== TO DO ==
Wherever "components" appears in a line, copy that line.

==== DATA LINES ====

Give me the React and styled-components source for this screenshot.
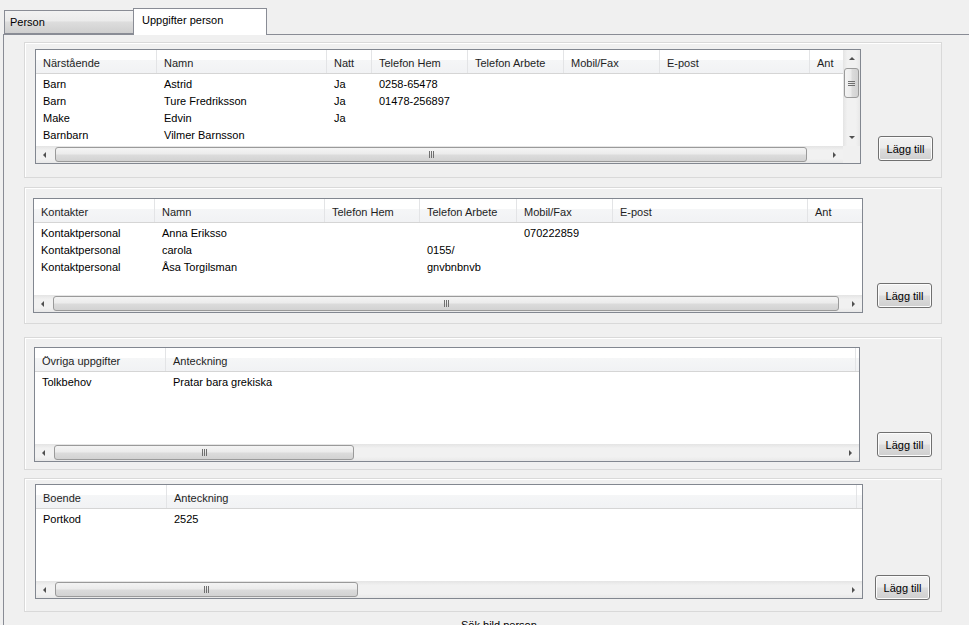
import React from "react";
import styled, { createGlobalStyle } from "styled-components";

const GlobalStyle = createGlobalStyle`
  html, body {
    margin: 0;
    padding: 0;
    background: #f0f0f0;
  }
  body {
    font-family: "Liberation Sans", Arial, sans-serif;
    font-size: 11px;
    color: #000;
  }
`;

const sections = [
  {
    key: "narstaende",
    mt: 7,
    h: 136,
    pt: 6,
    pl: 10,
    listW: 826,
    vscroll: true,
    thumb: 752,
    btnMl: 17,
    btnMt: 87,
    cols: [
      { label: "Närstående", w: 121 },
      { label: "Namn", w: 170 },
      { label: "Natt", w: 45 },
      { label: "Telefon Hem", w: 96 },
      { label: "Telefon Arbete", w: 96 },
      { label: "Mobil/Fax", w: 96 },
      { label: "E-post", w: 150 },
      { label: "Ant", w: 60 },
    ],
    rows: [
      ["Barn", "Astrid", "Ja", "0258-65478"],
      ["Barn", "Ture Fredriksson", "Ja", "01478-256897"],
      ["Make", "Edvin", "Ja"],
      ["Barnbarn", "Vilmer Barnsson"],
    ],
  },
  {
    key: "kontakter",
    mt: 9,
    h: 137,
    pt: 10,
    pl: 8,
    listW: 830,
    thumb: 786,
    btnMl: 14,
    btnMt: 85,
    cols: [
      { label: "Kontakter", w: 121 },
      { label: "Namn", w: 170 },
      { label: "Telefon Hem", w: 95 },
      { label: "Telefon Arbete", w: 97 },
      { label: "Mobil/Fax", w: 96 },
      { label: "E-post", w: 195 },
      { label: "Ant", w: 60 },
    ],
    rows: [
      ["Kontaktpersonal", "Anna Eriksso", "", "", "070222859"],
      ["Kontaktpersonal", "carola", "", "0155/"],
      ["Kontaktpersonal", "Åsa Torgilsman", "", "gnvbnbnvb"],
    ],
  },
  {
    key: "ovriga",
    mt: 13,
    h: 133,
    pt: 9,
    pl: 9,
    listW: 826,
    thumb: 300,
    btnMl: 17,
    btnMt: 85,
    cols: [
      { label: "Övriga uppgifter", w: 131 },
      { label: "Anteckning", w: 690 },
    ],
    rows: [["Tolkbehov", "Pratar bara grekiska"]],
  },
  {
    key: "boende",
    mt: 8,
    h: 134,
    pt: 5,
    pl: 10,
    listW: 828,
    thumb: 303,
    btnMl: 12,
    btnMt: 91,
    cols: [
      { label: "Boende", w: 131 },
      { label: "Anteckning", w: 690 },
    ],
    rows: [["Portkod", "2525"]],
  },
];

function Grip({ vertical }) {
  return vertical ? (
    <svg width="7" height="7" viewBox="0 0 7 7">
      <path d="M0 1.5H7M0 3.5H7M0 5.5H7" stroke="#6f6f6f" strokeWidth="1" />
    </svg>
  ) : (
    <svg width="7" height="7" viewBox="0 0 7 7">
      <path d="M1.5 0V7M3.5 0V7M5.5 0V7" stroke="#6f6f6f" strokeWidth="1" />
    </svg>
  );
}

function ListView({ section }) {
  const { cols, rows, listW, vscroll, thumb } = section;
  return (
    <ListBox $w={listW} $vscroll={vscroll}>
      <ListContent>
        <HeaderRow>
          {cols.map((c) => (
            <HeaderCell key={c.label} $w={c.w}>
              {c.label}
            </HeaderCell>
          ))}
        </HeaderRow>
        <Body>
          {rows.map((r, i) => (
            <Row key={i}>
              {cols.map((c, j) => (
                <Cell key={j} $w={c.w}>
                  {r[j] || ""}
                </Cell>
              ))}
            </Row>
          ))}
        </Body>
      </ListContent>
      {vscroll && (
        <VScroll>
          <ScrollButton>
            <Arrow $dir="up" />
          </ScrollButton>
          <VThumb>
            <Grip vertical />
          </VThumb>
          <Spacer />
          <ScrollButton>
            <Arrow $dir="down" />
          </ScrollButton>
        </VScroll>
      )}
      <HScroll $span={!vscroll}>
        <ScrollButton>
          <Arrow $dir="left" />
        </ScrollButton>
        <HThumb $len={thumb}>
          <Grip />
        </HThumb>
        <Spacer />
        <ScrollButton>
          <Arrow $dir="right" />
        </ScrollButton>
      </HScroll>
      {vscroll && <Corner />}
    </ListBox>
  );
}

function App() {
  return (
    <Window>
      <GlobalStyle />
      <TabStrip>
        <Tab $w={130}>Person</Tab>
        <Tab $w={134} $active>
          Uppgifter person
        </Tab>
      </TabStrip>
      <Page>
        {sections.map((s) => (
          <Panel key={s.key} $mt={s.mt} $h={s.h} $pt={s.pt} $pl={s.pl}>
            <ListView section={s} />
            <Button $ml={s.btnMl} $mt={s.btnMt}>
              Lägg till
            </Button>
          </Panel>
        ))}
        <Footer>Sök bild person</Footer>
      </Page>
    </Window>
  );
}

export default App;

const Window = styled.div`
  width: 969px;
  height: 625px;
  overflow: hidden;
  background: #f0f0f0;
  display: flex;
  flex-direction: column;
`;

const TabStrip = styled.div`
  height: 34px;
  flex-shrink: 0;
  display: flex;
  align-items: flex-end;
  padding-left: 4px;
`;

const Tab = styled.div`
  position: relative;
  z-index: ${(p) => (p.$active ? 2 : 1)};
  box-sizing: border-box;
  width: ${(p) => p.$w}px;
  height: ${(p) => (p.$active ? 27 : 24)}px;
  margin-left: ${(p) => (p.$active ? -1 : 0)}px;
  margin-bottom: ${(p) => (p.$active ? -1 : 0)}px;
  padding: ${(p) => (p.$active ? "5px 0 0 8px" : "5px 0 0 5px")};
  border: 1px solid #898c95;
  border-bottom: ${(p) => (p.$active ? "none" : "1px solid #898c95")};
  background: ${(p) =>
    p.$active
      ? "#ffffff"
      : "linear-gradient(#f2f2f2, #ebebeb 45%, #dddddd 50%, #cfcfcf)"};
  font-size: 11px;
  line-height: 13px;
  color: #000;
`;

const Page = styled.div`
  flex: 1;
  margin-left: 3px;
  border-left: 1px solid #898c95;
  border-top: 1px solid #898c95;
  padding-left: 20px;
  display: flex;
  flex-direction: column;
`;

const Panel = styled.section`
  box-sizing: border-box;
  flex-shrink: 0;
  width: 918px;
  height: ${(p) => p.$h}px;
  margin-top: ${(p) => p.$mt}px;
  padding: ${(p) => p.$pt}px 0 0 ${(p) => p.$pl}px;
  border: 1px solid #d9d9d9;
  box-shadow: inset 1px 1px 0 #ffffff;
  display: flex;
  align-items: flex-start;
`;

const ListBox = styled.div`
  box-sizing: border-box;
  flex-shrink: 0;
  width: ${(p) => p.$w}px;
  height: 115px;
  border: 1px solid #828790;
  background: #ffffff;
  display: grid;
  grid-template-columns: ${(p) => (p.$vscroll ? "minmax(0, 1fr) 17px" : "minmax(0, 1fr)")};
  grid-template-rows: minmax(0, 1fr) 17px;
  overflow: hidden;
`;

const ListContent = styled.div`
  grid-column: 1;
  grid-row: 1;
  overflow: hidden;
`;

const HeaderRow = styled.div`
  display: flex;
  height: 23px;
  border-bottom: 1px solid #d5d5d5;
  background: linear-gradient(#ffffff 0%, #ffffff 42%, #f5f6f7 45%, #f1f2f4 100%);
`;

const HeaderCell = styled.div`
  box-sizing: border-box;
  flex: 0 0 ${(p) => p.$w}px;
  padding: 7px 0 0 7px;
  border-right: 1px solid #e3e4e6;
  line-height: 13px;
  white-space: nowrap;
  overflow: hidden;
  color: #1e1e1e;
`;

const Body = styled.div`
  padding-top: 2px;
`;

const Row = styled.div`
  display: flex;
  height: 17px;
`;

const Cell = styled.div`
  box-sizing: border-box;
  flex: 0 0 ${(p) => p.$w}px;
  padding-left: 7px;
  line-height: 17px;
  white-space: nowrap;
  overflow: hidden;
`;

const HScroll = styled.div`
  grid-column: ${(p) => (p.$span ? "1 / -1" : "1")};
  grid-row: 2;
  display: flex;
  align-items: center;
  background: linear-gradient(#e4e4e4, #f1f1f1 25%, #f1f1f1 75%, #e8e8e8);
`;

const VScroll = styled.div`
  grid-column: 2;
  grid-row: 1;
  display: flex;
  flex-direction: column;
  align-items: center;
  background: linear-gradient(90deg, #e4e4e4, #f1f1f1 25%, #f1f1f1 75%, #e8e8e8);
`;

const Corner = styled.div`
  grid-column: 2;
  grid-row: 2;
  background: #f0f0f0;
`;

const ScrollButton = styled.div`
  flex: 0 0 17px;
  width: 17px;
  height: 17px;
  display: flex;
  align-items: center;
  justify-content: center;
`;

const Spacer = styled.div`
  flex: 1;
`;

const Arrow = styled.span`
  width: 0;
  height: 0;
  border-style: solid;
  border-color: transparent;
  ${(p) =>
    p.$dir === "left" &&
    "border-width: 3px 3px 3px 0; border-right-color: #505050;"}
  ${(p) =>
    p.$dir === "right" &&
    "border-width: 3px 0 3px 3px; border-left-color: #505050;"}
  ${(p) =>
    p.$dir === "up" &&
    "border-width: 0 3px 3px 3px; border-bottom-color: #505050;"}
  ${(p) =>
    p.$dir === "down" &&
    "border-width: 3px 3px 0 3px; border-top-color: #505050;"}
`;

const HThumb = styled.div`
  box-sizing: border-box;
  flex: 0 0 ${(p) => p.$len}px;
  height: 15px;
  margin-left: 2px;
  border: 1px solid #9a9a9a;
  border-radius: 3px;
  background: linear-gradient(#f4f4f4, #ebebeb 48%, #dcdcdc 52%, #d2d2d2);
  display: flex;
  align-items: center;
  justify-content: center;
`;

const VThumb = styled.div`
  box-sizing: border-box;
  flex: 0 0 30px;
  width: 15px;
  margin-top: 1px;
  border: 1px solid #9a9a9a;
  border-radius: 3px;
  background: linear-gradient(90deg, #f4f4f4, #ebebeb 48%, #dcdcdc 52%, #d2d2d2);
  display: flex;
  align-items: center;
  justify-content: center;
`;

const Button = styled.button`
  box-sizing: border-box;
  flex-shrink: 0;
  width: 55px;
  height: 25px;
  margin-left: ${(p) => p.$ml}px;
  margin-top: ${(p) => p.$mt}px;
  padding: 0;
  border: 1px solid #707070;
  border-radius: 3px;
  background: linear-gradient(#f2f2f2, #ebebeb 48%, #dddddd 52%, #cfcfcf);
  box-shadow: inset 0 0 0 1px #fcfcfc;
  font-family: "Liberation Sans", Arial, sans-serif;
  font-size: 11px;
  color: #000;
`;

const Footer = styled.div`
  padding: 7px 0 0 437px;
  line-height: 13px;
  white-space: nowrap;
`;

====

== SOLUTION ==
Give me the React and styled-components source for this screenshot.
import styled, { createGlobalStyle } from "styled-components";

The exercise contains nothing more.